Drugmakers to Congress: You want patent reforms? Stop pharma challenger Bass

Kyle Bass

Drugmakers may be willing to get on board with patent reform, a process they've in the past been blamed for holding up. But first, they have a very clear condition: Congress must help them thwart pharma patent challenger Kyle Bass.

Industry trade groups PhRMA and BIO want changes to a Patent and Trademark Office (PTO) method that's so far allowed Bass' hedge fund, Hayman Capital Management, to go after patents for drugs including Acorda Therapeutics' ($ACOR) Ampyra, Shire's ($SHPG) Lialda and Gattex, and, more recently, Johnson & Johnson ($JNJ) and Pharmacyclics' ($PCYC) Imbruvica--a med industry watchers expect to eventually surpass $10 billion in annual sales.

And if they don't get their wish? "Ultimately, PhRMA would have to oppose patent legislation that does not include changes to more fairly balance post-grant proceedings at the PTO," the group said in a recent statement.

As Bass has said, his moves--made using the PTO's inter partes review system, allowed three years ago as part of the America Invents Act--are meant to stop companies from abusing the patent system through "evergreening," or prolonging their monopolies on their key moneymakers by filing or sustaining a slew of minor patents.

These IP shields "contain no meaningful innovations but serve to maintain their own anticompetitive, high-price monopoly, harming Americans suffering from illnesses," Bass said last month, as quoted by the NationalJournal.

Biopharma, though, isn't buying it.

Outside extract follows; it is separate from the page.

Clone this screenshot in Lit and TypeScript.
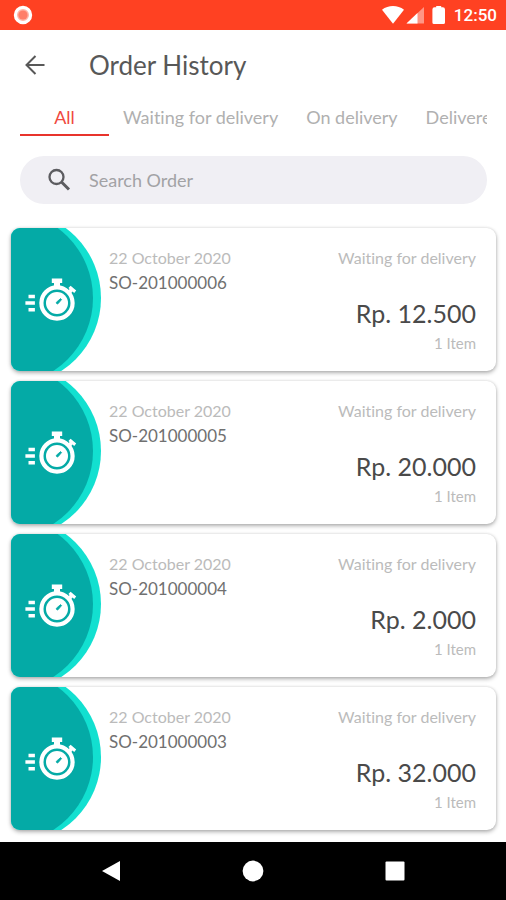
import { LitElement, html, css, svg } from "lit";
import { customElement, property, state } from "lit/decorators.js";
import { classMap } from "lit/directives/class-map.js";

interface Order {
  id: string;
  date: string;
  status: string;
  total: string;
  items: string;
}

const TABS = ["All", "Waiting for delivery", "On delivery", "Delivered"];

const ORDERS: Order[] = [
  { id: "SO-201000006", date: "22 October 2020", status: "Waiting for delivery", total: "Rp. 12.500", items: "1 Item" },
  { id: "SO-201000005", date: "22 October 2020", status: "Waiting for delivery", total: "Rp. 20.000", items: "1 Item" },
  { id: "SO-201000004", date: "22 October 2020", status: "Waiting for delivery", total: "Rp. 2.000", items: "1 Item" },
  { id: "SO-201000003", date: "22 October 2020", status: "Waiting for delivery", total: "Rp. 32.000", items: "1 Item" },
];

// Stopwatch with speed lines, centred on the dial.
const stopwatch = svg`
  <g fill="#fff">
    <circle cx="46" cy="75" r="15.6" fill="none" stroke="#fff" stroke-width="4.2"/>
    <circle cx="46" cy="75" r="11"/>
    <path d="M40.800 50.500h10.400v4.500h-2.200v4h-6v-4h-2.200z"/>
    <path d="M59.600 57.700l5.600 4.800-2 2.400-1.700-1.400-2.300 2.800-2.900-2.500 2.300-2.800-1.200-1z"/>
    <path d="M17.500 66.700h6.400v3.600h-6.400zM14.400 73.300h9.500v3.400h-9.500zM17.500 80.100h6.400v3.500h-6.400z"/>
    <path d="M45.400 74.200l4.200-3.600 1 1-3.600 4.200a1.200 1.200 0 0 1-1.600-1.600z" fill="#04aaa6" stroke="#04aaa6" stroke-width=".8"/>
  </g>`;

@customElement("order-card")
export class OrderCard extends LitElement {
  @property({ attribute: false }) order!: Order;

  static styles = css`
    :host {
      display: block;
    }
    .card {
      display: flex;
      min-height: 143px;
      background: #fff;
      border-radius: 9px;
      overflow: hidden;
      box-shadow: 0 2px 4px rgba(0, 0, 0, 0.3), 0 0 3px rgba(0, 0, 0, 0.12);
    }
    .badge {
      flex: none;
      width: 91px;
      height: 143px;
    }
    .body {
      flex: 1;
      display: flex;
      justify-content: space-between;
      padding: 17px 20px 16px 7px;
    }
    .left,
    .right {
      display: flex;
      flex-direction: column;
      line-height: 25px;
      font-size: 16px;
      color: #bbb;
    }
    .right {
      align-items: flex-end;
    }
    .id {
      font-size: 17px;
      color: #707070;
    }
    .total {
      margin-top: 25px;
      line-height: 36px;
      font-size: 25px;
      color: #4a4a4a;
    }
    .items {
      line-height: 24px;
      font-size: 15px;
    }
  `;

  render() {
    const o = this.order;
    return html`
      <article class="card">
        <svg class="badge" viewBox="0 0 91 143" aria-hidden="true">
          <circle cx="3" cy="70" r="87" fill="#12e0d0" />
          <circle cx="-5" cy="70" r="87" fill="#04aaa6" />
          ${stopwatch}
        </svg>
        <div class="body">
          <div class="left">
            <span>${o.date}</span>
            <span class="id">${o.id}</span>
          </div>
          <div class="right">
            <span>${o.status}</span>
            <span class="total">${o.total}</span>
            <span class="items">${o.items}</span>
          </div>
        </div>
      </article>
    `;
  }
}

@customElement("app-root")
export class AppRoot extends LitElement {
  @state() private active = 0;

  static styles = css`
    :host {
      display: flex;
      flex-direction: column;
      min-height: 100vh;
      background: #fff;
      font-family: Lato, "Open Sans", sans-serif;
      font-weight: 400;
      font-variant-ligatures: none;
    }
    * {
      box-sizing: border-box;
    }
    button {
      border: 0;
      padding: 0;
      background: none;
      font: inherit;
      font-variant-ligatures: none;
      cursor: pointer;
    }
    svg {
      display: block;
    }
    .status {
      display: flex;
      align-items: center;
      height: 30px;
      padding: 0 9px 0 13px;
      background: #ff4122;
      color: #fff;
      font: 500 17px/30px Roboto, sans-serif;
    }
    .signals {
      margin-left: auto;
      margin-right: 8px;
    }
    .header {
      display: flex;
      align-items: center;
      height: 70px;
      padding: 0 20px;
    }
    .back {
      padding: 3px;
      margin-right: 39px;
    }
    .title {
      margin: 0;
      font-size: 26px;
      line-height: 32px;
      font-weight: 400;
      color: #585858;
    }
    .tabs {
      display: flex;
      margin: 0 19px 0 20px;
      overflow: hidden;
    }
    .tab {
      flex: none;
      min-width: 89px;
      height: 36px;
      padding: 0 14px;
      border-bottom: 2px solid transparent;
      line-height: 34px;
      font-size: 18px;
      white-space: nowrap;
      color: #b0b0b0;
    }
    .tab.active {
      color: #f0493f;
      border-color: #e8342c;
    }
    .search {
      display: flex;
      align-items: center;
      gap: 16px;
      height: 48px;
      margin: 20px 19px 0 20px;
      padding: 0 25px;
      border-radius: 24px;
      background: #f0eff4;
    }
    .search input {
      flex: 1;
      min-width: 0;
      border: 0;
      padding: 0;
      outline: 0;
      background: none;
      font: inherit;
      font-size: 18px;
      line-height: 24px;
      color: #585858;
    }
    .search input::placeholder {
      color: #a2a2a5;
      opacity: 1;
    }
    .list {
      flex: 1;
      display: flex;
      flex-direction: column;
      gap: 10px;
      padding: 24px 10px 10px 11px;
    }
    .nav {
      display: flex;
      justify-content: space-around;
      align-items: center;
      height: 58px;
      padding: 0 40px;
      background: #000;
    }
  `;

  render() {
    return html`
      <div class="status">
        <svg width="20" height="20" viewBox="0 0 20 20" aria-hidden="true">
          <circle cx="10" cy="10" r="7.600" fill="#ffb5a8" stroke="#fff" stroke-width="3.200" />
          <circle cx="10" cy="10" r="4.600" fill="#ff7f6a" />
        </svg>
        <svg class="signals" width="64" height="20" viewBox="0 0 64 20" fill="#fff" aria-hidden="true">
          <path d="M0 4.800C6.400-0.200 15.600-0.200 22 4.800L11 18.800z" />
          <path d="M42 2v16.500H24.500z" fill-opacity=".45" />
          <path d="M35.500 8v10.500H24.500z" />
          <path d="M54.200 1h5v1.200h1.600q2.200 0 2.200 2.200v13q0 1.600-1.600 1.600h-9.400q-1.600 0-1.600-1.600v-13q0-2.200 2.200-2.200h1.600z" />
        </svg>
        <span>12:50</span>
      </div>

      <header class="header">
        <button class="back" aria-label="Back">
          <svg width="24" height="24" viewBox="0 0 24 24" fill="none" stroke="#585858" stroke-width="2" aria-hidden="true">
            <path d="M21.500 12H4M12.500 3L3.500 12l9 9" />
          </svg>
        </button>
        <h1 class="title">Order History</h1>
      </header>

      <div class="tabs" role="tablist">
        ${TABS.map(
          (label, i) => html`<button
            role="tab"
            aria-selected=${i === this.active ? "true" : "false"}
            class=${classMap({ tab: true, active: i === this.active })}
            @click=${() => (this.active = i)}
          >${label}</button>`
        )}
      </div>

      <label class="search">
        <svg width="28" height="28" viewBox="0 0 28 28" fill="none" stroke="#5c5c60" aria-hidden="true">
          <circle cx="11.500" cy="11" r="7" stroke-width="2.300" />
          <path d="M16.500 16L24 23.500" stroke-width="3" />
        </svg>
        <input type="text" placeholder="Search Order" aria-label="Search Order" />
      </label>

      <main class="list">
        ${ORDERS.map((o) => html`<order-card .order=${o}></order-card>`)}
      </main>

      <nav class="nav">
        <button aria-label="Back">
          <svg width="22" height="22" viewBox="0 0 22 22" fill="#fff"><path d="M20 1v20L2 11z" /></svg>
        </button>
        <button aria-label="Home">
          <svg width="22" height="22" viewBox="0 0 22 22" fill="#fff"><circle cx="11" cy="11" r="10.400" /></svg>
        </button>
        <button aria-label="Recent apps">
          <svg width="22" height="22" viewBox="0 0 22 22" fill="#fff"><rect x="1.500" y="1.500" width="19" height="19" rx="1" /></svg>
        </button>
      </nav>
    `;
  }
}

Bass and other like-minded hedge fund managers short the stocks of the companies whose meds they've challenged, betting that drugmakers' shares will sink as a result--all under the "wonderful ruse" of trying to bring down drug prices, PhRMA CEO John Castellani told the Journal.

"What they do is they make money on failure," he said. "This has been wrapped in trying to accelerate bringing more affordable medicines to patients, which is horse hockey. … This is rather akin to the arsonist who all of a sudden goes into the extinguisher business, then claims to be a fire-safety expert."

Call it what you will, but either way, Bass isn't planning on stopping anytime soon--unless Congress intervenes, that is.

"The companies that are expanding patents by simply changing the dosage or the way they are packaging something are going to get kneecapped," Bass told investors during a recent presentation in Oslo, Norway, noting that he's eyeing 15 different inter partes challenges.